» **EXERCISE DETAILS**: Repeat the records in full and exactly, omitting pictures.

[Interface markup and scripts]

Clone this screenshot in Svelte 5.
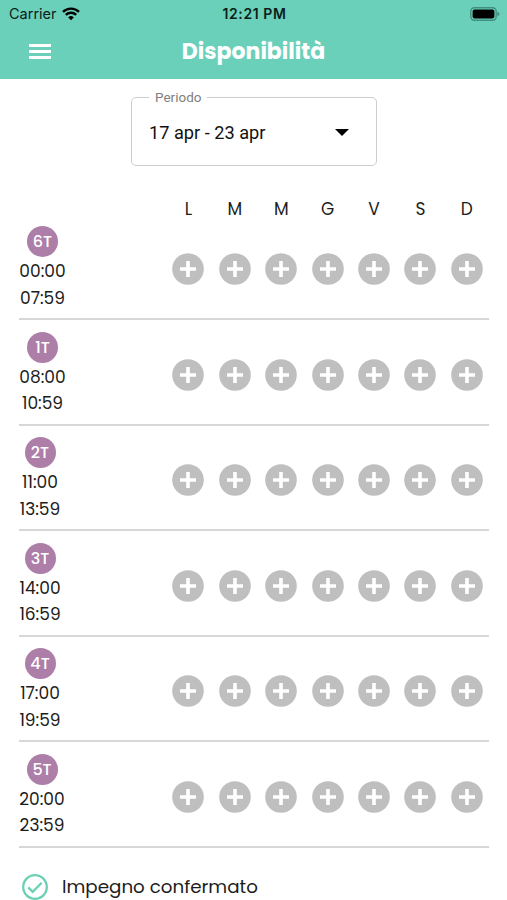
<script lang="ts">
  interface Shift {
    name: string;
    from: string;
    to: string;
    width: number;
  }

  const days = ['L', 'M', 'M', 'G', 'V', 'S', 'D'];

  const shifts: Shift[] = [
    { name: '6T', from: '00:00', to: '07:59', width: 45 },
    { name: '1T', from: '08:00', to: '10:59', width: 45 },
    { name: '2T', from: '11:00', to: '13:59', width: 40 },
    { name: '3T', from: '14:00', to: '16:59', width: 40 },
    { name: '4T', from: '17:00', to: '19:59', width: 40 },
    { name: '5T', from: '20:00', to: '23:59', width: 44 },
  ];
</script>

<div class="screen">
  <header>
    <div class="status">
      <div class="carrier">
        <span>Carrier</span>
        <svg width="18" height="14" viewBox="0 0 18 14">
          <path d="M1 4.9a11.5 11.5 0 0 1 16 0" />
          <path d="M3.8 7.8a7.5 7.5 0 0 1 10.4 0" />
          <path class="dot" d="M9 13.2 6.2 10.4a4 4 0 0 1 5.6 0z" />
        </svg>
      </div>
      <span class="clock">12:21 PM</span>
      <svg class="battery" width="30" height="14" viewBox="0 0 30 14">
        <rect class="case" x=".8" y=".8" width="25.4" height="12.4" rx="3.6" />
        <rect x="2.6" y="2.6" width="21.8" height="8.8" rx="1.8" />
        <path class="tip" d="M27.4 4.7c2.8 1 2.8 3.6 0 4.6z" />
      </svg>
    </div>
    <div class="bar">
      <button class="menu" aria-label="Menu">
        <i></i>
        <i></i>
        <i></i>
      </button>
      <h1>Disponibilità</h1>
    </div>
  </header>

  <main>
    <fieldset class="period">
      <legend>Periodo</legend>
      <span>17 apr - 23 apr</span>
      <svg width="14" height="7" viewBox="0 0 14 7"><path d="M0 0h14L7 7z" /></svg>
    </fieldset>

    <div class="days head">
      {#each days as day}
        <span>{day}</span>
      {/each}
    </div>

    {#each shifts as shift}
      <div class="row">
        <div class="shift" style:width="{shift.width}px">
          <span class="badge">{shift.name}</span>
          <span>{shift.from}</span>
          <span>{shift.to}</span>
        </div>
        <div class="days">
          {#each days as day}
            <button class="add" aria-label="Aggiungi {day}">
              <svg width="32" height="32" viewBox="0 0 32 32">
                <circle cx="16" cy="16" r="15.8" />
                <path d="M16 8v16M8 16h16" />
              </svg>
            </button>
          {/each}
        </div>
      </div>
    {/each}

    <div class="legend">
      <svg width="26" height="26" viewBox="0 0 26 26">
        <circle cx="13" cy="13" r="11.8" />
        <path d="m6.2 13.4 4.5 4.4 9-9.1" />
      </svg>
      <span>Impegno confermato</span>
    </div>
  </main>
</div>

<style>
  :global(body) {
    margin: 0;
    background: #fff;
  }
  .screen {
    height: 900px;
    overflow: hidden;
    color: #1c1c1c;
    font-family: Poppins, Inter, sans-serif;
  }
  button {
    display: block;
    padding: 0;
    border: 0;
    background: none;
  }
  svg {
    display: block;
  }
  header {
    height: 79px;
    background: #6bd0ba;
  }
  .status {
    display: grid;
    grid-template-columns: 1fr auto 1fr;
    align-items: center;
    height: 27px;
    padding: 0 7px 0 9px;
    color: #0b1d19;
    font: 14.5px/27px Inter, sans-serif;
  }
  .carrier {
    display: flex;
    align-items: center;
    gap: 5px;
  }
  .carrier svg {
    fill: none;
    stroke: #000;
    stroke-width: 2.4;
  }
  .carrier .dot {
    fill: #000;
    stroke: none;
  }
  .clock {
    font-size: 14px;
    font-weight: 600;
    letter-spacing: 0.6px;
  }
  .battery {
    justify-self: end;
  }
  .battery .case {
    fill: none;
    stroke: #41907f;
    stroke-width: 1.4;
  }
  .battery .tip {
    fill: #41907f;
  }
  .bar {
    display: grid;
    grid-template-columns: 1fr auto 1fr;
    align-items: center;
    height: 50px;
    padding: 0 29px;
  }
  .menu {
    margin-bottom: 2px;
  }
  .menu i {
    display: block;
    width: 22px;
    height: 3px;
    margin-bottom: 3px;
    background: #fff;
  }
  .menu i:last-child {
    margin-bottom: 0;
  }
  h1 {
    margin: 0;
    color: #fff;
    font-size: 22px;
    font-weight: 700;
    line-height: 50px;
  }
  main {
    padding: 0 18px 0 19px;
  }
  .period {
    display: flex;
    justify-content: space-between;
    align-items: center;
    box-sizing: border-box;
    width: 246px;
    height: 77px;
    margin: 10px auto 0 112px;
    padding: 0 27px 5px 17px;
    border: 1.5px solid #cdcdcd;
    border-radius: 5px;
    color: #111;
    font: 18.2px/54px Roboto, sans-serif;
  }
  .period legend {
    padding: 0 6px;
    color: #808080;
    font-size: 13.5px;
    line-height: 16px;
  }
  .days {
    display: grid;
    grid-template-columns: repeat(7, 46.4px);
    justify-content: end;
    align-content: start;
    justify-items: center;
    margin-right: -1px;
  }
  .head {
    margin-top: 29px;
    font-size: 17px;
    line-height: 28px;
  }
  .row {
    display: flex;
    justify-content: space-between;
    box-sizing: border-box;
    height: 105.5px;
    padding-left: 1px;
    border-bottom: 2px solid #d7d7d7;
  }
  .head + .row {
    margin-top: -8.5px;
  }
  .shift {
    display: flex;
    flex-direction: column;
    align-items: center;
    padding-top: 11.5px;
    font-size: 17px;
    line-height: 26.5px;
    white-space: nowrap;
  }
  .badge {
    width: 31px;
    height: 31px;
    margin-bottom: 1px;
    border-radius: 50%;
    background: #ad7ea8;
    color: #fff;
    font-size: 16px;
    font-weight: 500;
    line-height: 31px;
    text-align: center;
  }
  .row .days {
    padding-top: 38.5px;
  }
  .add circle {
    fill: #bfbfbf;
  }
  .add path {
    stroke: #fff;
    stroke-width: 3.6;
  }
  .legend {
    display: flex;
    align-items: center;
    gap: 14px;
    margin-top: 25.5px;
    padding-left: 3px;
    font-size: 18.3px;
  }
  .legend svg {
    fill: none;
    stroke: #6bd0b4;
    stroke-width: 2.3;
  }
</style>
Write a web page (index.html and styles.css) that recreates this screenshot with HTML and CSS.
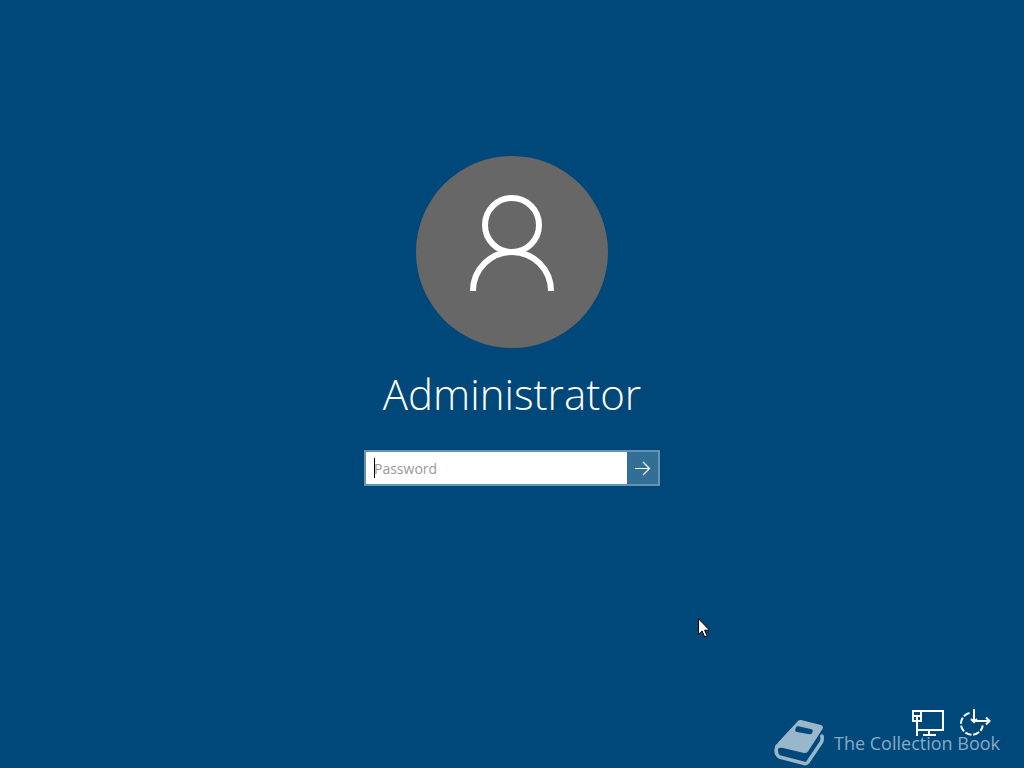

» **CORRECT OUTPUT**:
Clone this screenshot in Svelte 5.
<script lang="ts">
  interface Shift {
    name: string;
    from: string;
    to: string;
    width: number;
  }

  const days = ['L', 'M', 'M', 'G', 'V', 'S', 'D'];

  const shifts: Shift[] = [
    { name: '6T', from: '00:00', to: '07:59', width: 45 },
    { name: '1T', from: '08:00', to: '10:59', width: 45 },
    { name: '2T', from: '11:00', to: '13:59', width: 40 },
    { name: '3T', from: '14:00', to: '16:59', width: 40 },
    { name: '4T', from: '17:00', to: '19:59', width: 40 },
    { name: '5T', from: '20:00', to: '23:59', width: 44 },
  ];
</script>

<div class="screen">
  <header>
    <div class="status">
      <div class="carrier">
        <span>Carrier</span>
        <svg width="18" height="14" viewBox="0 0 18 14">
          <path d="M1 4.9a11.5 11.5 0 0 1 16 0" />
          <path d="M3.8 7.8a7.5 7.5 0 0 1 10.4 0" />
          <path class="dot" d="M9 13.2 6.2 10.4a4 4 0 0 1 5.6 0z" />
        </svg>
      </div>
      <span class="clock">12:21 PM</span>
      <svg class="battery" width="30" height="14" viewBox="0 0 30 14">
        <rect class="case" x=".8" y=".8" width="25.4" height="12.4" rx="3.6" />
        <rect x="2.6" y="2.6" width="21.8" height="8.8" rx="1.8" />
        <path class="tip" d="M27.4 4.7c2.8 1 2.8 3.6 0 4.6z" />
      </svg>
    </div>
    <div class="bar">
      <button class="menu" aria-label="Menu">
        <i></i>
        <i></i>
        <i></i>
      </button>
      <h1>Disponibilità</h1>
    </div>
  </header>

  <main>
    <fieldset class="period">
      <legend>Periodo</legend>
      <span>17 apr - 23 apr</span>
      <svg width="14" height="7" viewBox="0 0 14 7"><path d="M0 0h14L7 7z" /></svg>
    </fieldset>

    <div class="days head">
      {#each days as day}
        <span>{day}</span>
      {/each}
    </div>

    {#each shifts as shift}
      <div class="row">
        <div class="shift" style:width="{shift.width}px">
          <span class="badge">{shift.name}</span>
          <span>{shift.from}</span>
          <span>{shift.to}</span>
        </div>
        <div class="days">
          {#each days as day}
            <button class="add" aria-label="Aggiungi {day}">
              <svg width="32" height="32" viewBox="0 0 32 32">
                <circle cx="16" cy="16" r="15.8" />
                <path d="M16 8v16M8 16h16" />
              </svg>
            </button>
          {/each}
        </div>
      </div>
    {/each}

    <div class="legend">
      <svg width="26" height="26" viewBox="0 0 26 26">
        <circle cx="13" cy="13" r="11.8" />
        <path d="m6.2 13.4 4.5 4.4 9-9.1" />
      </svg>
      <span>Impegno confermato</span>
    </div>
  </main>
</div>

<style>
  :global(body) {
    margin: 0;
    background: #fff;
  }
  .screen {
    height: 900px;
    overflow: hidden;
    color: #1c1c1c;
    font-family: Poppins, Inter, sans-serif;
  }
  button {
    display: block;
    padding: 0;
    border: 0;
    background: none;
  }
  svg {
    display: block;
  }
  header {
    height: 79px;
    background: #6bd0ba;
  }
  .status {
    display: grid;
    grid-template-columns: 1fr auto 1fr;
    align-items: center;
    height: 27px;
    padding: 0 7px 0 9px;
    color: #0b1d19;
    font: 14.5px/27px Inter, sans-serif;
  }
  .carrier {
    display: flex;
    align-items: center;
    gap: 5px;
  }
  .carrier svg {
    fill: none;
    stroke: #000;
    stroke-width: 2.4;
  }
  .carrier .dot {
    fill: #000;
    stroke: none;
  }
  .clock {
    font-size: 14px;
    font-weight: 600;
    letter-spacing: 0.6px;
  }
  .battery {
    justify-self: end;
  }
  .battery .case {
    fill: none;
    stroke: #41907f;
    stroke-width: 1.4;
  }
  .battery .tip {
    fill: #41907f;
  }
  .bar {
    display: grid;
    grid-template-columns: 1fr auto 1fr;
    align-items: center;
    height: 50px;
    padding: 0 29px;
  }
  .menu {
    margin-bottom: 2px;
  }
  .menu i {
    display: block;
    width: 22px;
    height: 3px;
    margin-bottom: 3px;
    background: #fff;
  }
  .menu i:last-child {
    margin-bottom: 0;
  }
  h1 {
    margin: 0;
    color: #fff;
    font-size: 22px;
    font-weight: 700;
    line-height: 50px;
  }
  main {
    padding: 0 18px 0 19px;
  }
  .period {
    display: flex;
    justify-content: space-between;
    align-items: center;
    box-sizing: border-box;
    width: 246px;
    height: 77px;
    margin: 10px auto 0 112px;
    padding: 0 27px 5px 17px;
    border: 1.5px solid #cdcdcd;
    border-radius: 5px;
    color: #111;
    font: 18.2px/54px Roboto, sans-serif;
  }
  .period legend {
    padding: 0 6px;
    color: #808080;
    font-size: 13.5px;
    line-height: 16px;
  }
  .days {
    display: grid;
    grid-template-columns: repeat(7, 46.4px);
    justify-content: end;
    align-content: start;
    justify-items: center;
    margin-right: -1px;
  }
  .head {
    margin-top: 29px;
    font-size: 17px;
    line-height: 28px;
  }
  .row {
    display: flex;
    justify-content: space-between;
    box-sizing: border-box;
    height: 105.5px;
    padding-left: 1px;
    border-bottom: 2px solid #d7d7d7;
  }
  .head + .row {
    margin-top: -8.5px;
  }
  .shift {
    display: flex;
    flex-direction: column;
    align-items: center;
    padding-top: 11.5px;
    font-size: 17px;
    line-height: 26.5px;
    white-space: nowrap;
  }
  .badge {
    width: 31px;
    height: 31px;
    margin-bottom: 1px;
    border-radius: 50%;
    background: #ad7ea8;
    color: #fff;
    font-size: 16px;
    font-weight: 500;
    line-height: 31px;
    text-align: center;
  }
  .row .days {
    padding-top: 38.5px;
  }
  .add circle {
    fill: #bfbfbf;
  }
  .add path {
    stroke: #fff;
    stroke-width: 3.6;
  }
  .legend {
    display: flex;
    align-items: center;
    gap: 14px;
    margin-top: 25.5px;
    padding-left: 3px;
    font-size: 18.3px;
  }
  .legend svg {
    fill: none;
    stroke: #6bd0b4;
    stroke-width: 2.3;
  }
</style>
Write a web page (index.html and styles.css) that recreates this screenshot with HTML and CSS.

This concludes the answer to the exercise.